By The Hill Staff - 04/26/07 05:15 PM EDT
In the process, it is making the traditional energy lobby, which tries hard to avoid infighting, nervous that the détente could be over.
Chesapeake’s push comes as Congress weighs global warming legislation, which could rearrange the country’s energy fuel mix.
“We will be an aggressive and forceful advocate of natural gas, and I should add, effective,” McClendon said.
Chesapeake Energy has already roiled Washington’s waters - and received some brush back from coal and its supporters on Capitol Hill.
The company, the third largest independent provider of natural gas in the United Sates, was a sponsor of the “Face It: Coal is Filthy” advertising campaign that drew rebuke this week from Rep. Nick Rahall on the House floor.
Rahall, a West Virginia Democrat, said the ads were paid for by “one segment of the energy industry trying to bamboozle the general public and policymakers.”
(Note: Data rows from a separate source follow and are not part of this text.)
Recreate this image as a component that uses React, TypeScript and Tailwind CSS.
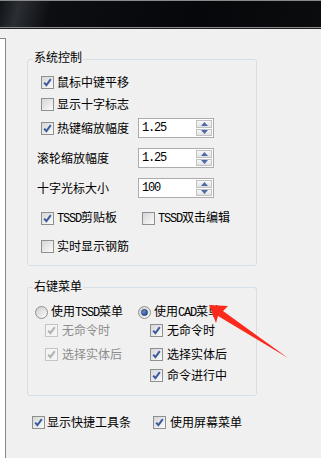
import type { ReactNode } from 'react';

const M = ({ children }: { children: ReactNode }) => (
  <span className="font-['Liberation_Mono',monospace] tracking-[-1.2px]">{children}</span>
);

function Check({ checked, disabled }: { checked?: boolean; disabled?: boolean }) {
  return (
    <span
      className={`flex h-[13px] w-[13px] shrink-0 items-center justify-center border ${
        disabled ? 'border-[#c4c4c4] bg-[#f4f4f4]' : 'border-[#8e8f8f] bg-gradient-to-br from-[#d6d6d6] to-[#fbfbfb]'
      }`}
    >
      {checked && (
        <svg width="11" height="11" viewBox="0 0 11 11">
          <path
            d="M2.2 5.6 L4.4 8.2 L8.8 2.2"
            fill="none"
            stroke={disabled ? '#b0b0b0' : '#3c5aa0'}
            strokeWidth="2"
          />
        </svg>
      )}
    </span>
  );
}

function Radio({ checked }: { checked?: boolean }) {
  return (
    <span className="flex h-[13px] w-[13px] shrink-0 items-center justify-center rounded-full border border-[#8e8f8f] bg-gradient-to-br from-[#cfcfcf] to-[#fafafa]">
      {checked && (
        <span className="h-[7px] w-[7px] rounded-full border border-[#1c3769] bg-gradient-to-br from-[#7b9fd8] to-[#1f4a9c]" />
      )}
    </span>
  );
}

function Spin({ value }: { value: string }) {
  return (
    <div className="flex h-[20px] w-[76px] border border-[#acacac] bg-white">
      <div className="flex flex-1 items-center pl-[3px]">
        <M>{value}</M>
      </div>
      <div className="flex w-[18px] flex-col gap-px p-px">
        {[0, 1].map((i) => (
          <div
            key={i}
            className="flex flex-1 items-center justify-center border border-[#c2c2c2] bg-gradient-to-b from-[#f8f8f8] to-[#e2e2e2]"
          >
            <svg width="7" height="4" viewBox="0 0 7 4">
              <path d={i === 0 ? 'M0 4 L3.5 0 L7 4 Z' : 'M0 0 L3.5 4 L7 0 Z'} fill="#4d6aa8" />
            </svg>
          </div>
        ))}
      </div>
    </div>
  );
}

function Group({ title, className, children }: { title: string; className: string; children: ReactNode }) {
  return (
    <div className={`relative rounded-[3px] border border-[#d5dfe5] ${className}`}>
      <span className="absolute left-[5px] bg-[#f0f0f0] px-[1px] leading-[14px]">{title}</span>
      {children}
    </div>
  );
}

function Item({ checked, disabled, label, gap = 'gap-[3px]' }: { checked?: boolean; disabled?: boolean; label: ReactNode; gap?: string }) {
  return (
    <div className={`flex items-center ${gap}`}>
      <Check checked={checked} disabled={disabled} />
      <span className={disabled ? 'text-[#8d8d8d]' : ''}>{label}</span>
    </div>
  );
}

export default function App() {
  return (
    <div className="relative h-[458px] w-[321px] overflow-hidden bg-[#f0f0f0] font-['Noto_Sans_CJK_SC',sans-serif] text-[12px] leading-[14px] text-black">
      <div className="h-[27px] border-t border-[#8a8a8a] bg-[linear-gradient(105deg,#101317_0%,#2b2e33_6%,#0c0e11_16%,#05070a_60%,#0b0c0e_100%)]" />
      <div className="h-px bg-[#8c8c8c]" />
      <div className="h-px bg-[#1e1e1e]" />

      <div className="flex h-[429px]">
        <div className="mt-[9px] w-[6px] border-r border-t border-[#828790] bg-white" />

        <div className="ml-[21px] w-[230px]">
          <Group title="系统控制" className="mt-[30px] h-[207px] [&>span]:top-[-10px]">
            <div className="flex flex-col pt-[12px]">
              <div className="flex h-[20px] items-center pl-[13px]">
                <Item checked label="鼠标中键平移" />
              </div>
              <div className="mt-[2px] flex h-[20px] items-center pl-[13px]">
                <Item label="显示十字标志" />
              </div>
              <div className="mt-[4px] flex h-[20px] items-center pl-[13px]">
                <div className="w-[97px]">
                  <Item checked label="热键缩放幅度" />
                </div>
                <Spin value="1.25" />
              </div>
              <div className="mt-[10px] flex h-[20px] items-center pl-[9px]">
                <span className="w-[101px]">滚轮缩放幅度</span>
                <Spin value="1.25" />
              </div>
              <div className="mt-[10px] flex h-[20px] items-center pl-[9px]">
                <span className="w-[101px]">十字光标大小</span>
                <Spin value="100" />
              </div>
              <div className="mt-[10px] flex h-[20px] items-center pl-[13px]">
                <div className="w-[101px]">
                  <Item checked label={<><M>TSSD</M>剪贴板</>} />
                </div>
                <Item label={<><M>TSSD</M>双击编辑</>} />
              </div>
              <div className="mt-[8px] flex h-[20px] items-center pl-[13px]">
                <Item label="实时显示钢筋" />
              </div>
            </div>
          </Group>

          <Group title="右键菜单" className="mt-[21px] h-[109px] [&>span]:top-[-9px]">
            <div className="flex pl-[7px] pt-[15px]">
              <div className="flex w-[103px] flex-col">
                <div className="flex h-[18px] items-center gap-[3px]">
                  <Radio />
                  <span>使用<M>TSSD</M>菜单</span>
                </div>
                <div className="flex h-[18px] items-center pl-[10px]">
                  <Item checked disabled label="无命令时" gap="gap-[4px]" />
                </div>
                <div className="mt-[6px] flex h-[18px] items-center pl-[10px]">
                  <Item checked disabled label="选择实体后" gap="gap-[4px]" />
                </div>
              </div>
              <div className="flex flex-col">
                <div className="flex h-[18px] items-center gap-[3px]">
                  <Radio checked />
                  <span>使用<M>CAD</M>菜单</span>
                </div>
                <div className="flex h-[18px] items-center pl-[12px]">
                  <Item checked label="无命令时" gap="gap-[4px]" />
                </div>
                <div className="mt-[6px] flex h-[18px] items-center pl-[12px]">
                  <Item checked label="选择实体后" gap="gap-[4px]" />
                </div>
                <div className="mt-[3px] flex h-[18px] items-center pl-[12px]">
                  <Item checked label="命令进行中" gap="gap-[4px]" />
                </div>
              </div>
            </div>
          </Group>

          <div className="mt-[16px] flex h-[20px] items-center pl-[5px]">
            <div className="w-[121px]">
              <Item checked label="显示快捷工具条" gap="gap-[2px]" />
            </div>
            <Item checked label="使用屏幕菜单" gap="gap-[4px]" />
          </div>
        </div>
      </div>

      <svg className="pointer-events-none absolute inset-0" width="321" height="458" viewBox="0 0 321 458">
        <polygon points="209,305 228,306 223,311 288,358 218,316 216,323" fill="#fb2a1c" />
      </svg>
    </div>
  );
}
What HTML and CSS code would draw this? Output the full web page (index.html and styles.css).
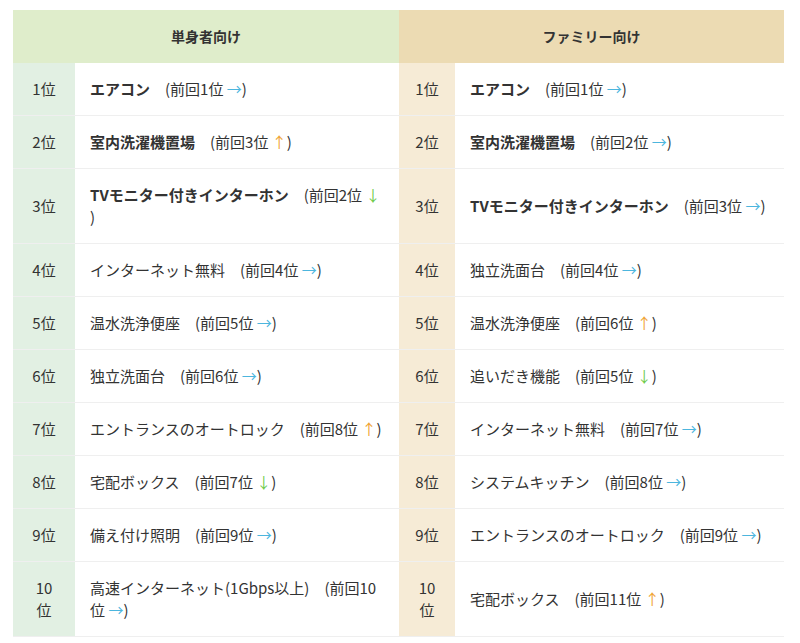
FILE: index.html
```html
<!DOCTYPE html>
<html lang="ja">
<head>
<meta charset="utf-8">
<title>人気設備ランキング</title>
<link rel="stylesheet" href="styles.css">
</head>
<body>
<div class="wrap">
<table class="rank">
  <colgroup>
    <col class="c-rank-l">
    <col class="c-item-l">
    <col class="c-rank-r">
    <col class="c-item-r">
  </colgroup>
  <thead>
    <tr>
      <th colspan="2" class="h-single">単身者向け</th>
      <th colspan="2" class="h-family">ファミリー向け</th>
    </tr>
  </thead>
  <tbody>
    <tr>
      <td class="r-single">1位</td>
      <td class="item"><strong>エアコン</strong>　(前回1位 <span class="ar same">→</span>)</td>
      <td class="r-family">1位</td>
      <td class="item"><strong>エアコン</strong>　(前回1位 <span class="ar same">→</span>)</td>
    </tr>
    <tr>
      <td class="r-single">2位</td>
      <td class="item"><strong>室内洗濯機置場</strong>　(前回3位 <span class="ar up">↑</span>)</td>
      <td class="r-family">2位</td>
      <td class="item"><strong>室内洗濯機置場</strong>　(前回2位 <span class="ar same">→</span>)</td>
    </tr>
    <tr>
      <td class="r-single">3位</td>
      <td class="item"><strong>TVモニター付きインターホン</strong>　(前回2位 <span class="ar down">↓</span>)</td>
      <td class="r-family">3位</td>
      <td class="item"><strong>TVモニター付きインターホン</strong>　(前回3位 <span class="ar same">→</span>)</td>
    </tr>
    <tr>
      <td class="r-single">4位</td>
      <td class="item">インターネット無料　(前回4位 <span class="ar same">→</span>)</td>
      <td class="r-family">4位</td>
      <td class="item">独立洗面台　(前回4位 <span class="ar same">→</span>)</td>
    </tr>
    <tr>
      <td class="r-single">5位</td>
      <td class="item">温水洗浄便座　(前回5位 <span class="ar same">→</span>)</td>
      <td class="r-family">5位</td>
      <td class="item">温水洗浄便座　(前回6位 <span class="ar up">↑</span>)</td>
    </tr>
    <tr>
      <td class="r-single">6位</td>
      <td class="item">独立洗面台　(前回6位 <span class="ar same">→</span>)</td>
      <td class="r-family">6位</td>
      <td class="item">追いだき機能　(前回5位 <span class="ar down">↓</span>)</td>
    </tr>
    <tr>
      <td class="r-single">7位</td>
      <td class="item">エントランスのオートロック　(前回8位 <span class="ar up">↑</span>)</td>
      <td class="r-family">7位</td>
      <td class="item">インターネット無料　(前回7位 <span class="ar same">→</span>)</td>
    </tr>
    <tr>
      <td class="r-single">8位</td>
      <td class="item">宅配ボックス　(前回7位 <span class="ar down">↓</span>)</td>
      <td class="r-family">8位</td>
      <td class="item">システムキッチン　(前回8位 <span class="ar same">→</span>)</td>
    </tr>
    <tr>
      <td class="r-single">9位</td>
      <td class="item">備え付け照明　(前回9位 <span class="ar same">→</span>)</td>
      <td class="r-family">9位</td>
      <td class="item">エントランスのオートロック　(前回9位 <span class="ar same">→</span>)</td>
    </tr>
    <tr>
      <td class="r-single">10位</td>
      <td class="item">高速インターネット(1Gbps以上)　(前回10位 <span class="ar same">→</span>)</td>
      <td class="r-family">10位</td>
      <td class="item">宅配ボックス　(前回11位 <span class="ar up">↑</span>)</td>
    </tr>
  </tbody>
</table>
</div>
</body>
</html>
```

FILE: styles.css
```css
html, body {
  margin: 0;
  padding: 0;
  background: #ffffff;
}

body {
  font-family: "Noto Sans CJK JP", "Noto Sans", "Liberation Sans", sans-serif;
  font-size: 15px;
  color: #333333;
}

.wrap {
  padding: 10px 0 0 13px;
}

.rank {
  width: 771px;
  border-collapse: collapse;
  table-layout: fixed;
}

.c-rank-l { width: 62px; }
.c-item-l { width: 324px; }
.c-rank-r { width: 56px; }
.c-item-r { width: 329px; }

.rank th {
  padding: 15px 15px 16px;
  line-height: 22px;
  font-size: 14px;
  font-weight: bold;
  text-align: center;
  color: #333333;
}

.h-single { background: #dfedcb; }
.h-family { background: #ecdbb3; }

.rank td {
  padding: 15px;
  line-height: 22px;
  border-bottom: 1px solid #efefef;
  vertical-align: middle;
}

.rank td.r-single,
.rank td.r-family {
  text-align: center;
}

.rank td.r-single {
  padding-left: 17px;
  padding-right: 17px;
}

.rank td.r-family {
  padding-left: 14px;
  padding-right: 14px;
}

.r-single { background: #e2f0e3; }
.r-family { background: #f6ebd6; }

.item strong {
  font-weight: bold;
}

.ar {
  display: inline-block;
}

.same { color: #4cb6de; }
.up { color: #f0a332; }
.down { color: #6ecb4a; }
```
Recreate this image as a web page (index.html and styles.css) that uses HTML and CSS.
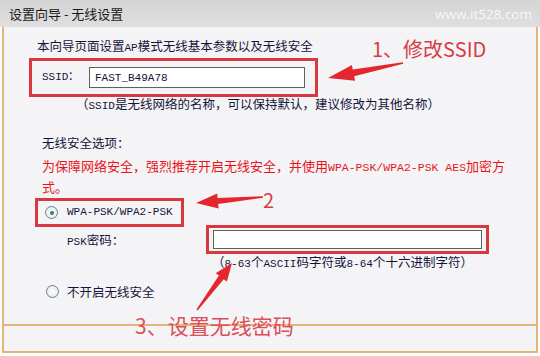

Senate Appropriations Committee Chairman Robert Byrd, another West Virginia Democrat, also blasted the campaign.
Coal’s main lobby, the National Mining Association, meanwhile, called the ad campaign a “destructive attempt to further natural gas interests at the expense of coal,” in a letter sent today to Barry Russell, the president of the Independent Petroleum Association of America (IPAA).
The ads were sponsored by a group called the Clean Sky Coalition, which is based in Austin, Texas. The coalition originally ran the ad campaign in protest to TXU Energy’s plan to build 11-coal-fired power plants.
“In the heart of natural gas country,” McClendon said.
Chesapeake officials insist that it is just one member of several members in the Clean Sky Coalition. Other members are not known.
McClendon said the coalition decided to buy ads in Washington in anticipation of Earth Day. Coal utilities are the largest single source of carbon dioxide from manmade sources. The momentum behind a cap on greenhouse gas emissions makes the industry nervous, even as it has tried hard to market itself as an environmentally friendly industry.
McClendon said while coal has tried to advertise itself as green, “its predominant color is black.”
He said the ad campaign has received positive feedback. Although he acknowledges that not everyone is pleased.
“Coal-state senators and representatives are going to be disappointed, but in my view they are on the wrong side of history,” McClendon said.
But other natural gas companies and trade groups, fearing a backlash in Congress, have tried to distance themselves from Chesapeake’s aggressive position.
“Now is not the time to engage in efforts that criticize one energy source compared to another,” said Mike Linn, IPAA chairman, in a statement.
Chesapeake is a member of IPAA. But Aaron Bernstein, a spokesman for the group, said Chesapeake was, “acting uniformly, without our endorsement or our funding.”
“I don’t know what the message behind this new foundation will be, but trashing the coal industry isn’t going to be a winner for natural gas,” said Martin Edwards, a lobbyist for the Interstate Natural Gas Association of America.
Rick Shelby, a lobbyist at the American Gas Association, said the energy industry has tried hard in recent years to unify though groups like the Alliance for Energy and Economic Growth.
He called the ads “terribly counterproductive to everything we’ve done on this front.”
McClendon said the American Clean Skies Foundation would principally focus on educating members and the public about the environmental benefits of natural gas.
The foundation will be run by Denise Bode, a member of the Oklahoma Corporation Commission with ties to Washington’s oil and gas lobby. Bode was once the president of the IPAA and is a former staffer to ex-Sen. David Boren (D-Okla.).
She changed parties and ran as a Republican for an Oklahoma congressional seat before losing a primary battle to Rep. Mary Fallin, who is now serving. One natural gas lobbyist said Bode has a reputation as a “hard charger.”
Clean air rules passed in the early 1990s were a boon to the natural gas industry. Ninety percent of utilities built subsequently were natural gas fired plants.
But coal retains a big edge overall. More than 50 percent of the electricity comes from coal-powered plants.
McClendon said one of his worries was that coal was threatening to have a revival. More than 150 coal plants have been proposed.
Natural gas emits less carbon dioxide than coal, and therefore could stand to benefit from a carbon cap under consideration in Congress.
“Natural gas should capture the vast majority of the new power plants that are built,” he said.